EXERCISE AIM :: Begin at the top of the entries below and write out every line through the one containing "</DropArea>", excluding pictures.
■ ■ ■
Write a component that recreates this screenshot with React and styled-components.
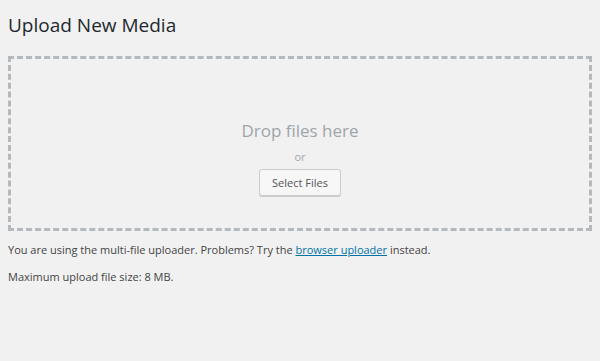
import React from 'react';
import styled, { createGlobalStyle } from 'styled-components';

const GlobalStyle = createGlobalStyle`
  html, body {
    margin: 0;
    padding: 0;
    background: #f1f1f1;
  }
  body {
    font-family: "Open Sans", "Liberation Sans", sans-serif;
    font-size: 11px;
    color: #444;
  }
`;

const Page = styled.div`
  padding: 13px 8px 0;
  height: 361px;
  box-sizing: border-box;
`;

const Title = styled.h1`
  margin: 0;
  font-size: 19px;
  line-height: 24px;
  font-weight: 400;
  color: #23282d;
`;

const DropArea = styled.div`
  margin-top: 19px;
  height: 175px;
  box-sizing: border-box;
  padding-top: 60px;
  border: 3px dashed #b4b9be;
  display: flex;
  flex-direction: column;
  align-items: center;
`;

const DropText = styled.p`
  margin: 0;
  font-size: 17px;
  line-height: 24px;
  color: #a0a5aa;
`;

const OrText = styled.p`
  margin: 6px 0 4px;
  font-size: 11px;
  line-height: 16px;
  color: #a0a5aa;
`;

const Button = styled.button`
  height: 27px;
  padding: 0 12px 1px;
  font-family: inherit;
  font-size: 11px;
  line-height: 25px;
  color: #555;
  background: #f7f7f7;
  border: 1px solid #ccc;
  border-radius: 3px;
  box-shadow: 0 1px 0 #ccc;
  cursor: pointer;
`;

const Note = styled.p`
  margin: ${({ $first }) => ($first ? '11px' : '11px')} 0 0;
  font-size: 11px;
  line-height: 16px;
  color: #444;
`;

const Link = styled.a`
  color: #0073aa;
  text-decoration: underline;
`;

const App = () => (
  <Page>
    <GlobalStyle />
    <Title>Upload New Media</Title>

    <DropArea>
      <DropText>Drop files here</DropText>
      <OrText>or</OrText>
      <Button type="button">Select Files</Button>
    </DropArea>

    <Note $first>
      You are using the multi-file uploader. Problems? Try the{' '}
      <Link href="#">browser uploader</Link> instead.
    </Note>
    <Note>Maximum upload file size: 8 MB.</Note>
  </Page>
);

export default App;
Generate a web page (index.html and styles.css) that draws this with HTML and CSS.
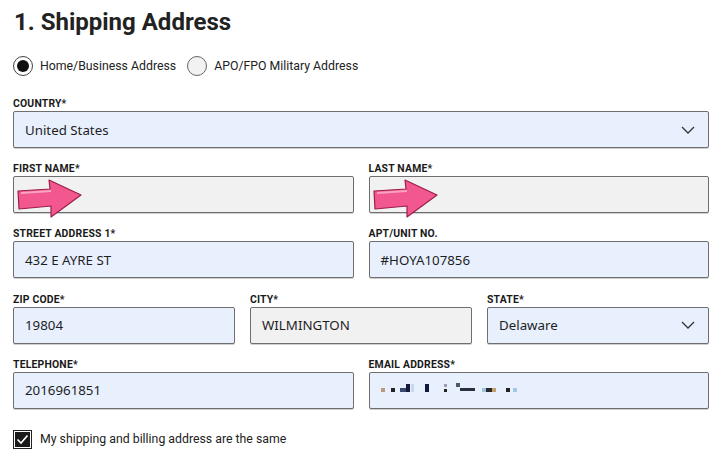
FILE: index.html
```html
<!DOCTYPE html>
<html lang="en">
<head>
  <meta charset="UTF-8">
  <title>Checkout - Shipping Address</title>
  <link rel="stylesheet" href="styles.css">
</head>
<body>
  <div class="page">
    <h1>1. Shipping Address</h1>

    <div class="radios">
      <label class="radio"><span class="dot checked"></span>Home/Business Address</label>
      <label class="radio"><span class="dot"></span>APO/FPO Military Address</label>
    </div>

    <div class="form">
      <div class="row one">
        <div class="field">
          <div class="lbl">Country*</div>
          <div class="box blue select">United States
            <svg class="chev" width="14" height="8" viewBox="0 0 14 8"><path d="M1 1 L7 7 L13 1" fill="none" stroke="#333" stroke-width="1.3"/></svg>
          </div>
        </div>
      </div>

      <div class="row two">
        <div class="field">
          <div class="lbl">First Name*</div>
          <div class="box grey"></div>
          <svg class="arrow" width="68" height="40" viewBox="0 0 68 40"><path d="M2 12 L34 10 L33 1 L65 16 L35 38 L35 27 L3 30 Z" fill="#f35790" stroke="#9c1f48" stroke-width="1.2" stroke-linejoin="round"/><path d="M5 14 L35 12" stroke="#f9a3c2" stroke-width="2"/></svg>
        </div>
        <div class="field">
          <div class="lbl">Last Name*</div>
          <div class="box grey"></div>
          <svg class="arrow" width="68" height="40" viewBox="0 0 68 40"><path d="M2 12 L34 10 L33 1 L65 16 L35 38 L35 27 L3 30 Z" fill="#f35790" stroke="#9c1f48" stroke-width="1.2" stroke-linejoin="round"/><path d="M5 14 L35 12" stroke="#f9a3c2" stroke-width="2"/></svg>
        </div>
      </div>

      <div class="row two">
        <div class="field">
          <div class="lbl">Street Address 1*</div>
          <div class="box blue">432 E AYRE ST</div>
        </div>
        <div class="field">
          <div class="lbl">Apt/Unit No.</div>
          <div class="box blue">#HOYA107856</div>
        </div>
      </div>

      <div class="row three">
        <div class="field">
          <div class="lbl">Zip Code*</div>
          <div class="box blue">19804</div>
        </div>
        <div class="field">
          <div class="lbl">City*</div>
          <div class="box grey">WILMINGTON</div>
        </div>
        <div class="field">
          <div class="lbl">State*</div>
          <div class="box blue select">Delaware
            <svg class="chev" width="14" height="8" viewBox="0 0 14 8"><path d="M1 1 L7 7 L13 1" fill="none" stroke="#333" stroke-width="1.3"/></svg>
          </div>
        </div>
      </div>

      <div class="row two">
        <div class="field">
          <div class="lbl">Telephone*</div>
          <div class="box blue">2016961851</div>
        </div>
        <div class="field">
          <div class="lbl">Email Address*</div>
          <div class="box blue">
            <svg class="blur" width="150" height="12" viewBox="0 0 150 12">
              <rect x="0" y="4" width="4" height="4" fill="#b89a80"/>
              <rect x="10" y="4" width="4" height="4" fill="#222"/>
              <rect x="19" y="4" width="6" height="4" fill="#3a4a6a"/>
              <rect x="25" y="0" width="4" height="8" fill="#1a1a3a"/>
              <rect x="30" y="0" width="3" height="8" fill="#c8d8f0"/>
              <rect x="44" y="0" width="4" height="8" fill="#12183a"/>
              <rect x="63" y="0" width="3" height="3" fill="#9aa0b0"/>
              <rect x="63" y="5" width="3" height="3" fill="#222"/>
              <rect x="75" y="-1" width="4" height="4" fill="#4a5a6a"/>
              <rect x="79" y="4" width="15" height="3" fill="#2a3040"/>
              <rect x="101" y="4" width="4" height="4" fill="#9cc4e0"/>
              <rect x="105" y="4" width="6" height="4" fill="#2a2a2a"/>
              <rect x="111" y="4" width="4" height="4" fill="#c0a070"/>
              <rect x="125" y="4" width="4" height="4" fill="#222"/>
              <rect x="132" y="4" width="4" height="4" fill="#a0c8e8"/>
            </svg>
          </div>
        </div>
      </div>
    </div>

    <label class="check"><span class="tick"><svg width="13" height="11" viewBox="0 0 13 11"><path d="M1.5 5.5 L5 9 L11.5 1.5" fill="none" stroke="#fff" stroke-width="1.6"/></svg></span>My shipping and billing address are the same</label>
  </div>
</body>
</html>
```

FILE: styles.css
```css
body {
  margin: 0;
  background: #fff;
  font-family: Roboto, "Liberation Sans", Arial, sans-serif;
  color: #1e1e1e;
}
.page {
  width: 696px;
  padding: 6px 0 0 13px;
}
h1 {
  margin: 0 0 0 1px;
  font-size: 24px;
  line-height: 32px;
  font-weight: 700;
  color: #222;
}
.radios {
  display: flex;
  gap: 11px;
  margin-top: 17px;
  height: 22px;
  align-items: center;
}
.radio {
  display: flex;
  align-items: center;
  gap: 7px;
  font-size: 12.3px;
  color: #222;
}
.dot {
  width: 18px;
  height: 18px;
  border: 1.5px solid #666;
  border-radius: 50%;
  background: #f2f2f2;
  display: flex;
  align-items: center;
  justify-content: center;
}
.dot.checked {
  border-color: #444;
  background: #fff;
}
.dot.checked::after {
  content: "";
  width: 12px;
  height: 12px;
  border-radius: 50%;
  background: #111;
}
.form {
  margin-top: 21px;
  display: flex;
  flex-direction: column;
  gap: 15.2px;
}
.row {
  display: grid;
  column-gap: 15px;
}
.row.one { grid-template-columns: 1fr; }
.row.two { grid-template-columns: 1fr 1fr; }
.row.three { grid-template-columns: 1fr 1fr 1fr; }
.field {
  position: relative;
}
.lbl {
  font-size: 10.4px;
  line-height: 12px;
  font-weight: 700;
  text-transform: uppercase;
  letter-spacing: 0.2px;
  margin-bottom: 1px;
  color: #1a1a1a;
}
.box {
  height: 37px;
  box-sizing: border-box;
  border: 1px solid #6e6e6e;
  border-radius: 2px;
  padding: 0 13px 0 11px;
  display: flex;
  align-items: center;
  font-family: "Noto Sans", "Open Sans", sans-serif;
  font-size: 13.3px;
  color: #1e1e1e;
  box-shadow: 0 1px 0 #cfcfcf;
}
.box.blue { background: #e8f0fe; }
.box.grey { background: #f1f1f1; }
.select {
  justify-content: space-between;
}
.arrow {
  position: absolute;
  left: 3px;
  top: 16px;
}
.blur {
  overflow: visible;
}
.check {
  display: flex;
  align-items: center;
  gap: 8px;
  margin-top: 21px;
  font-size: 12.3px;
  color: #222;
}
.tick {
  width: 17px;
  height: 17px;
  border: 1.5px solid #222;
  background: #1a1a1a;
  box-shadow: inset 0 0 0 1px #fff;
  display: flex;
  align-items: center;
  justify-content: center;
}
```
■ ■ ■
CORRECT ANSWER ::
Write a component that recreates this screenshot with React and styled-components.
import React from 'react';
import styled, { createGlobalStyle } from 'styled-components';

const GlobalStyle = createGlobalStyle`
  html, body {
    margin: 0;
    padding: 0;
    background: #f1f1f1;
  }
  body {
    font-family: "Open Sans", "Liberation Sans", sans-serif;
    font-size: 11px;
    color: #444;
  }
`;

const Page = styled.div`
  padding: 13px 8px 0;
  height: 361px;
  box-sizing: border-box;
`;

const Title = styled.h1`
  margin: 0;
  font-size: 19px;
  line-height: 24px;
  font-weight: 400;
  color: #23282d;
`;

const DropArea = styled.div`
  margin-top: 19px;
  height: 175px;
  box-sizing: border-box;
  padding-top: 60px;
  border: 3px dashed #b4b9be;
  display: flex;
  flex-direction: column;
  align-items: center;
`;

const DropText = styled.p`
  margin: 0;
  font-size: 17px;
  line-height: 24px;
  color: #a0a5aa;
`;

const OrText = styled.p`
  margin: 6px 0 4px;
  font-size: 11px;
  line-height: 16px;
  color: #a0a5aa;
`;

const Button = styled.button`
  height: 27px;
  padding: 0 12px 1px;
  font-family: inherit;
  font-size: 11px;
  line-height: 25px;
  color: #555;
  background: #f7f7f7;
  border: 1px solid #ccc;
  border-radius: 3px;
  box-shadow: 0 1px 0 #ccc;
  cursor: pointer;
`;

const Note = styled.p`
  margin: ${({ $first }) => ($first ? '11px' : '11px')} 0 0;
  font-size: 11px;
  line-height: 16px;
  color: #444;
`;

const Link = styled.a`
  color: #0073aa;
  text-decoration: underline;
`;

const App = () => (
  <Page>
    <GlobalStyle />
    <Title>Upload New Media</Title>

    <DropArea>
      <DropText>Drop files here</DropText>
      <OrText>or</OrText>
      <Button type="button">Select Files</Button>
    </DropArea>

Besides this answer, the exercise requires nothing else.